Dr. Strangelove or: How I Learned to Stop Worrying and Love the Bomb
Kubrick’s story about the authorisation and deployment of nuclear weapons onto Soviet Russia—which involves a rogue general, a famous “war room”, and an amazing trio of performances from Peter Sellers—certainly does that. Its targets include American paranoia about communist infiltration and the idiosyncrasies of its governmental system, the depiction of which makes a broader point about the absurdity of human-concocted politics. Arriving two years after the Cuban missile crisis, Dr Strangelove also taps into a fear that a nuclear weapon might be deployed without the authorisation of the expected people, i.e. the US President.
The plot kicks off when an Air Force General, humorously named Jack D. Ripper (Sterling Hayden), authorises the dropping of nuclear bombs over Russia, exploiting a loophole allowing him to do it without the permission of President Muffley (Sellers). Ripper then seals off his base, disallowing contact with the outside. At one point the General monologues to British RAF officer Lionel Mandrake (Sellers again) about how he only drinks distilled water and pure grain alcohol, because “fluoridation is the most monstrously conceived and dangerous communist plot we’ve ever had to face.”
In the contemporary world you could rationalise Ripper as QAnon or “the big lie” adjacent. His perverted ideas cannot be countered through logic or facts. Pointing out there’s no evidence of his assertions simply, to him, demonstrates the extent of the conspiracy (this is called “self-sealing”).
High up in the sky, the floundering pilots manning a B-52 bomber receive the order and realise it’s go time, fumbling with their procedural manuals and clarifying protocol. Commander Major Kong (Slim Pickens) dons his cowboy hat to the sound of banging drums on the soundtrack, declaring: “Well boys, I reckon this is it. Nuclear combat toe-to-toe with the Russkies.”
And then there’s the war room. “Gentlemen, you can’t fight in here: this is the war room!” Sellers famously exclaims. It’s a marvellously designed set, with a big circular table visualising the round-and-round-we-go relentlessness of political waffle. In one absurd conversation, Kubrick cleverly revealing only one side of it, the President calls the leader of Russia and explains what’s happened, that the bomb is on its way. The President feels like he’s the victim (“can you imagine how I feel about it?”) and their conversation ends with each person insisting they’re more sorry than the other (“don’t say you’re more sorry than I am….we’re both sorry!”).
You can sense from early images of the B-52s, incongruously accompanied by tranquil music, that Kubrick is playing funny buggers, though it’s not clear what he’s up to. He keeps his cards close to his chest. The satirical elements are deliciously elusive: close enough to feel, too distant to reconcile. The tone is cold and cerebral in some ways, insanely colourful in others, occasionally spilling over into wildness. Never more so than in scenes featuring Sellers’ outrageous third performance as the titular character: a chain-smoking, wheelchair-using scientific advisor, nuclear weapons expert and former Nazi.

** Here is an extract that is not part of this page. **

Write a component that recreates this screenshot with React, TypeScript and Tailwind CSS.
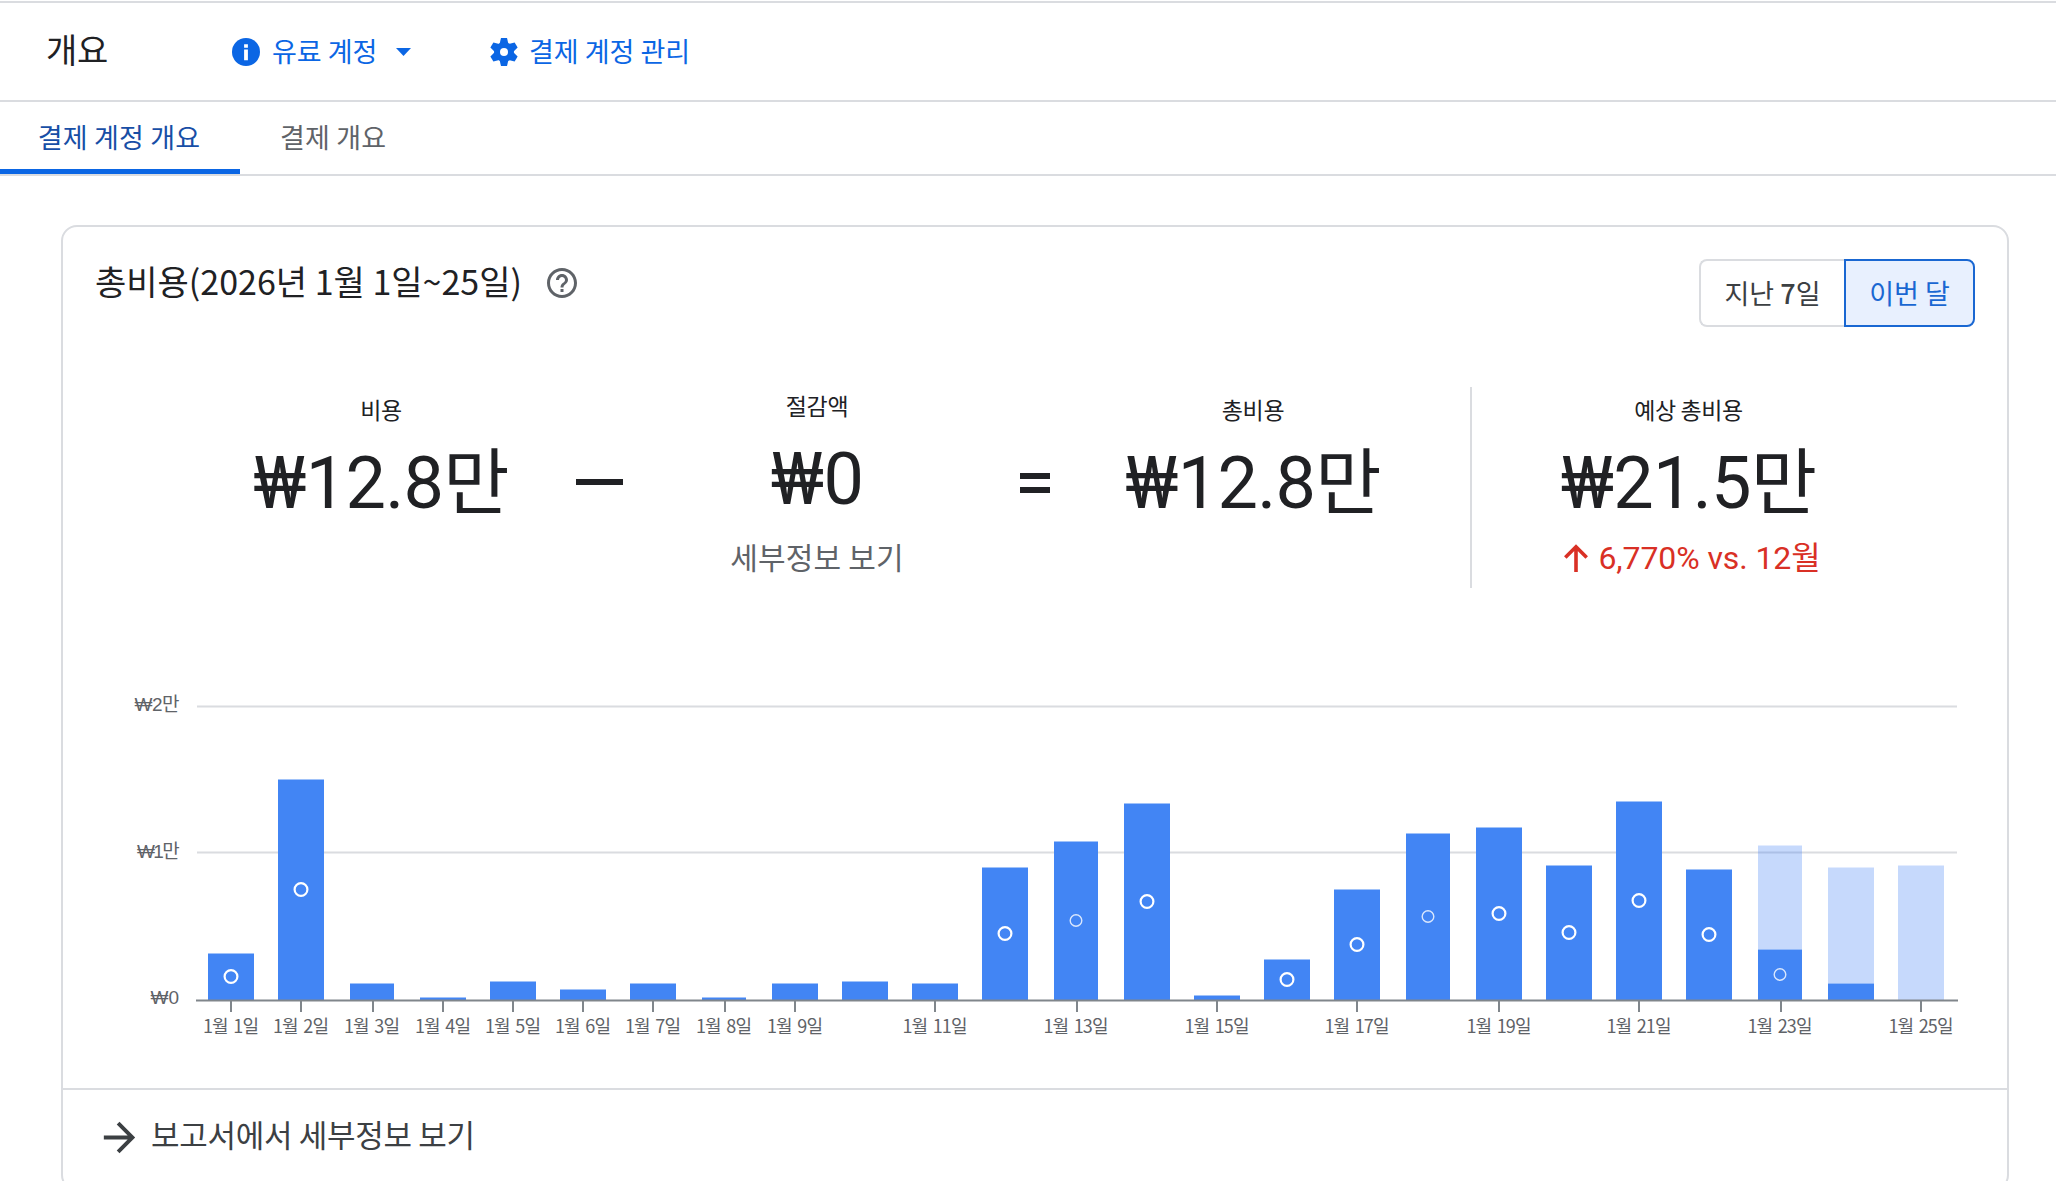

During one gassed-up monologue, Strangelove accidentally refers to President Muffley as “mein Führer!” It’s a joke so loaded, so cutting and caustic you can’t even laugh. The same is true of other moments. Kubrick makes us unsure how to respond, so we keep cross-examining the film and its intentions. It comes alive in our brains and the comedy is tanged in terrible bitterness. It dangerously tinkers on the edge of “too far” but remains just on the right side of it. Kubrick never loses his high ground or his nous; unlike Nolan, he gets his messages right.